INPUT:
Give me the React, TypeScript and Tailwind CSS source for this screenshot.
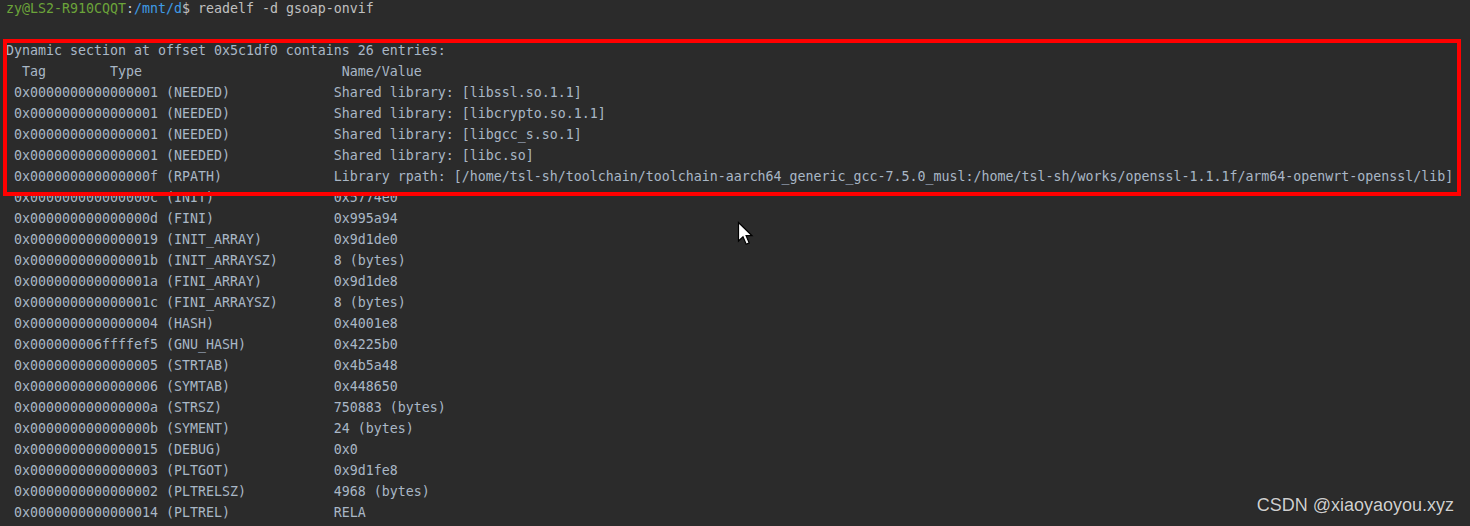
const rows: [string, string, string][] = [
  ['0x0000000000000001', '(NEEDED)', 'Shared library: [libssl.so.1.1]'],
  ['0x0000000000000001', '(NEEDED)', 'Shared library: [libcrypto.so.1.1]'],
  ['0x0000000000000001', '(NEEDED)', 'Shared library: [libgcc_s.so.1]'],
  ['0x0000000000000001', '(NEEDED)', 'Shared library: [libc.so]'],
  [
    '0x000000000000000f',
    '(RPATH)',
    'Library rpath: [/home/tsl-sh/toolchain/toolchain-aarch64_generic_gcc-7.5.0_musl:/home/tsl-sh/works/openssl-1.1.1f/arm64-openwrt-openssl/lib]',
  ],
  ['0x000000000000000c', '(INIT)', '0x5774e0'],
  ['0x000000000000000d', '(FINI)', '0x995a94'],
  ['0x0000000000000019', '(INIT_ARRAY)', '0x9d1de0'],
  ['0x000000000000001b', '(INIT_ARRAYSZ)', '8 (bytes)'],
  ['0x000000000000001a', '(FINI_ARRAY)', '0x9d1de8'],
  ['0x000000000000001c', '(FINI_ARRAYSZ)', '8 (bytes)'],
  ['0x0000000000000004', '(HASH)', '0x4001e8'],
  ['0x000000006ffffef5', '(GNU_HASH)', '0x4225b0'],
  ['0x0000000000000005', '(STRTAB)', '0x4b5a48'],
  ['0x0000000000000006', '(SYMTAB)', '0x448650'],
  ['0x000000000000000a', '(STRSZ)', '750883 (bytes)'],
  ['0x000000000000000b', '(SYMENT)', '24 (bytes)'],
  ['0x0000000000000015', '(DEBUG)', '0x0'],
  ['0x0000000000000003', '(PLTGOT)', '0x9d1fe8'],
  ['0x0000000000000002', '(PLTRELSZ)', '4968 (bytes)'],
  ['0x0000000000000014', '(PLTREL)', 'RELA'],
];

function Cursor() {
  return (
    <svg className="absolute left-[737px] top-[221px]" width="18" height="26" viewBox="0 0 18 26">
      <path
        d="M1.5 1.5 L1.5 20 L6 15.8 L9.2 23.2 L12.2 21.9 L9.1 14.7 L15 14.7 Z"
        fill="#ffffff"
        stroke="#000000"
        strokeWidth="1.2"
      />
    </svg>
  );
}

export default function App() {
  return (
    <div className="relative w-[1470px] h-[526px] overflow-hidden bg-[#2b2b2b]">
      <div className="flex flex-col -mt-[2px] pl-[6px] font-['DejaVu_Sans_Mono',monospace] text-[13.29px] leading-[21px] text-[#a9b7c6] whitespace-pre">
        <div>
          <span className="text-[#6ba43a]">zy@LS2-R910CQQT</span>
          <span className="text-[#c8c8c8]">:</span>
          <span className="text-[#3f9be6]">/mnt/d</span>
          <span className="text-[#c0c0c0]">$ readelf -d gsoap-onvif</span>
        </div>
        <div>&nbsp;</div>
        <div>Dynamic section at offset 0x5c1df0 contains 26 entries:</div>
        <div>{'  Tag        Type                         Name/Value'}</div>
        {rows.map(([tag, type, value], i) => (
          <div key={i}>{' ' + tag + ' ' + type.padEnd(21) + value}</div>
        ))}
      </div>

      {/* annotation box drawn over the output */}
      <div className="absolute left-[3px] top-[39px] w-[1458px] h-[157px] border-4 border-[#ff0000]" />

      <Cursor />

      <div className="absolute right-[16px] top-[494px] font-['Liberation_Sans',Arial,sans-serif] text-[18px] leading-[22px] text-[#cfcfcf] [text-shadow:0_0_1px_rgba(0,0,0,0.6)]">
        CSDN @xiaoyaoyou.xyz
      </div>
    </div>
  );
}
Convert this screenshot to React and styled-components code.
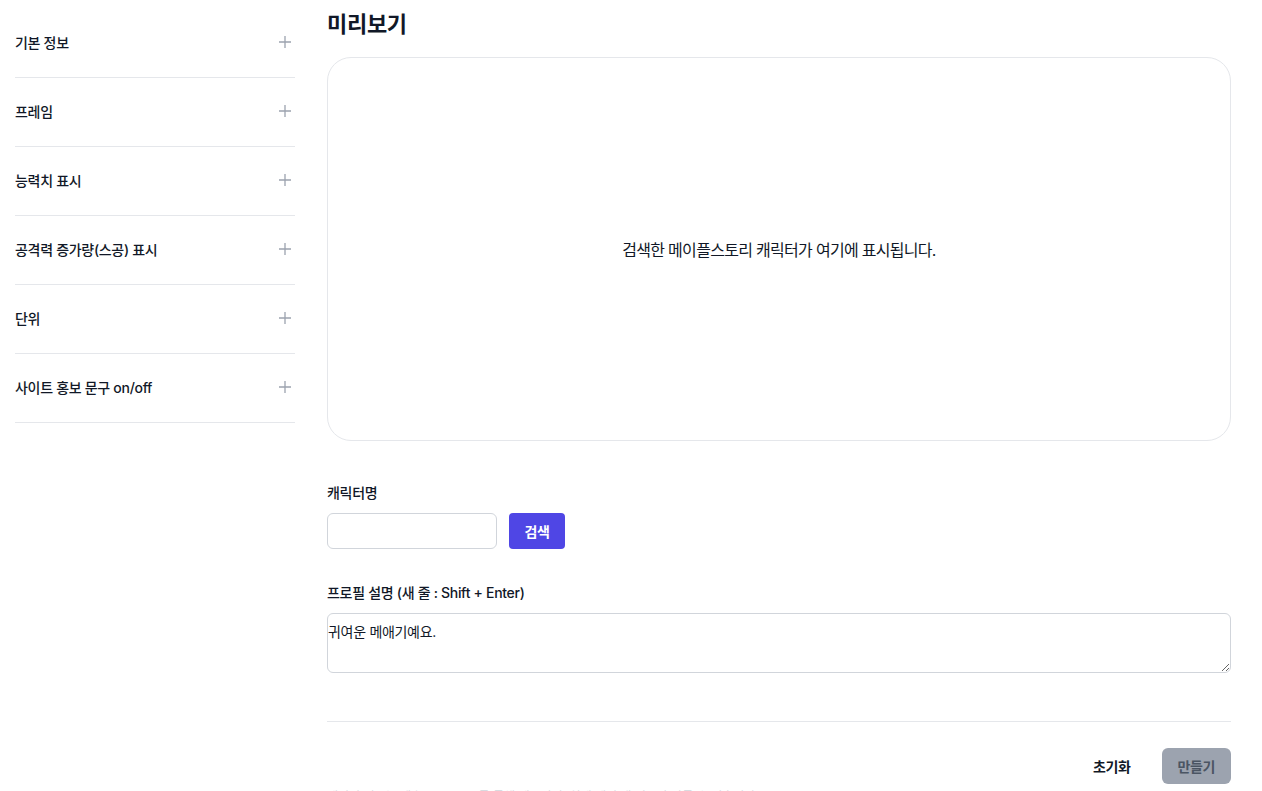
import React, { useState } from 'react';
import styled, { createGlobalStyle } from 'styled-components';

const GlobalStyle = createGlobalStyle`
  body {
    margin: 0;
    background: #fff;
    color: #111827;
    font-family: Inter, "Noto Sans CJK KR", "Noto Sans", sans-serif;
  }
  * { box-sizing: border-box; }
`;

const Layout = styled.div`
  display: grid;
  grid-template-columns: 280px 1fr;
  gap: 32px;
  padding: 8px 31px 0 15px;
`;

const Sidebar = styled.aside`
  display: flex;
  flex-direction: column;
  padding-top: 1px;
`;

const SectionRow = styled.button`
  display: flex;
  align-items: center;
  justify-content: space-between;
  height: 69px;
  padding: 0 0 3px;
  border: none;
  border-bottom: 1px solid #e5e7eb;
  background: transparent;
  font-family: inherit;
  font-size: 14px;
  font-weight: 500;
  letter-spacing: -0.3px;
  color: #111827;
  cursor: pointer;
  text-align: left;
`;

const PlusIcon = styled.svg`
  width: 14px;
  height: 14px;
  margin-right: 3px;
  color: #9ca3af;
`;

const Main = styled.main`
  display: flex;
  flex-direction: column;
`;

const Title = styled.h2`
  margin: 0;
  font-size: 22px;
  line-height: 32px;
  font-weight: 700;
  letter-spacing: -0.3px;
  color: #111827;
`;

const Preview = styled.div`
  margin-top: 17px;
  height: 384px;
  border: 1px solid #e5e7eb;
  border-radius: 24px;
  display: flex;
  align-items: center;
  justify-content: center;
  font-size: 16px;
  letter-spacing: -0.7px;
  color: #111827;
`;

const Field = styled.div`
  display: flex;
  flex-direction: column;
  gap: 10px;
  margin-top: ${p => p.$top}px;
`;

const Label = styled.label`
  font-size: 14px;
  line-height: 20px;
  font-weight: 500;
  letter-spacing: -0.3px;
  color: #111827;
`;

const InputRow = styled.div`
  display: flex;
  gap: 12px;
`;

const TextInput = styled.input`
  width: 170px;
  height: 36px;
  border: 1px solid #d1d5db;
  border-radius: 6px;
  padding: 0 10px;
  font-family: inherit;
  font-size: 14px;
`;

const SearchButton = styled.button`
  width: 56px;
  height: 36px;
  border: none;
  border-radius: 4px;
  background: #4f46e5;
  color: #fff;
  font-family: inherit;
  font-size: 14px;
  font-weight: 700;
  letter-spacing: -0.3px;
  cursor: pointer;
`;

const TextArea = styled.textarea`
  width: 100%;
  height: 60px;
  border: 1px solid #d1d5db;
  border-radius: 6px;
  padding: 8px 0 0 0;
  font-family: inherit;
  font-size: 14px;
  line-height: 20px;
  letter-spacing: -0.3px;
  color: #111827;
`;

const Divider = styled.hr`
  margin: 48px 0 0;
  border: none;
  border-top: 1px solid #e5e7eb;
`;

const Actions = styled.div`
  display: flex;
  justify-content: flex-end;
  align-items: center;
  gap: 15px;
  margin-top: 26px;
`;

const ActionButton = styled.button`
  height: 36px;
  padding: 0 16px;
  border: none;
  border-radius: 6px;
  font-family: inherit;
  font-size: 14px;
  font-weight: 600;
  letter-spacing: -0.4px;
  background: ${p => (p.$primary ? '#9ca3af' : 'transparent')};
  color: ${p => (p.$primary ? '#4b5563' : '#111827')};
  cursor: ${p => (p.$primary ? 'not-allowed' : 'pointer')};
`;

const Note = styled.p`
  margin: 4px 0 0;
  font-size: 12px;
  line-height: 18px;
  color: #d1d5db;
`;

const sections = [
  '기본 정보',
  '프레임',
  '능력치 표시',
  '공격력 증가량(스공) 표시',
  '단위',
  '사이트 홍보 문구 on/off',
];

const Plus = () => (
  <PlusIcon viewBox="0 0 14 14" fill="none" stroke="currentColor" strokeWidth="1.3">
    <path d="M7 1v12M1 7h12" />
  </PlusIcon>
);

const App = () => {
  const [name, setName] = useState('');
  const [desc, setDesc] = useState('귀여운 메애기예요.');

  return (
    <>
      <GlobalStyle />
      <Layout>
        <Sidebar>
          {sections.map(s => (
            <SectionRow key={s}>
              {s}
              <Plus />
            </SectionRow>
          ))}
        </Sidebar>
        <Main>
          <Title>미리보기</Title>
          <Preview>검색한 메이플스토리 캐릭터가 여기에 표시됩니다.</Preview>
          <Field $top={42}>
            <Label>캐릭터명</Label>
            <InputRow>
              <TextInput value={name} onChange={e => setName(e.target.value)} />
              <SearchButton>검색</SearchButton>
            </InputRow>
          </Field>
          <Field $top={34}>
            <Label>프로필 설명 (새 줄 : Shift + Enter)</Label>
            <TextArea value={desc} onChange={e => setDesc(e.target.value)} />
          </Field>
          <Divider />
          <Actions>
            <ActionButton>초기화</ActionButton>
            <ActionButton $primary disabled>만들기</ActionButton>
          </Actions>
          <Note>캐릭터 정보는 넥슨 Open API를 통해 제공되며, 실제 게임 내 정보와 다를 수 있습니다.</Note>
        </Main>
      </Layout>
    </>
  );
};

export default App;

PROBLEM STATEMENT:
Show the lines that mention the word "components".

THE SOLUTION:
Convert this screenshot to React and styled-components code.
import styled, { createGlobalStyle } from 'styled-components';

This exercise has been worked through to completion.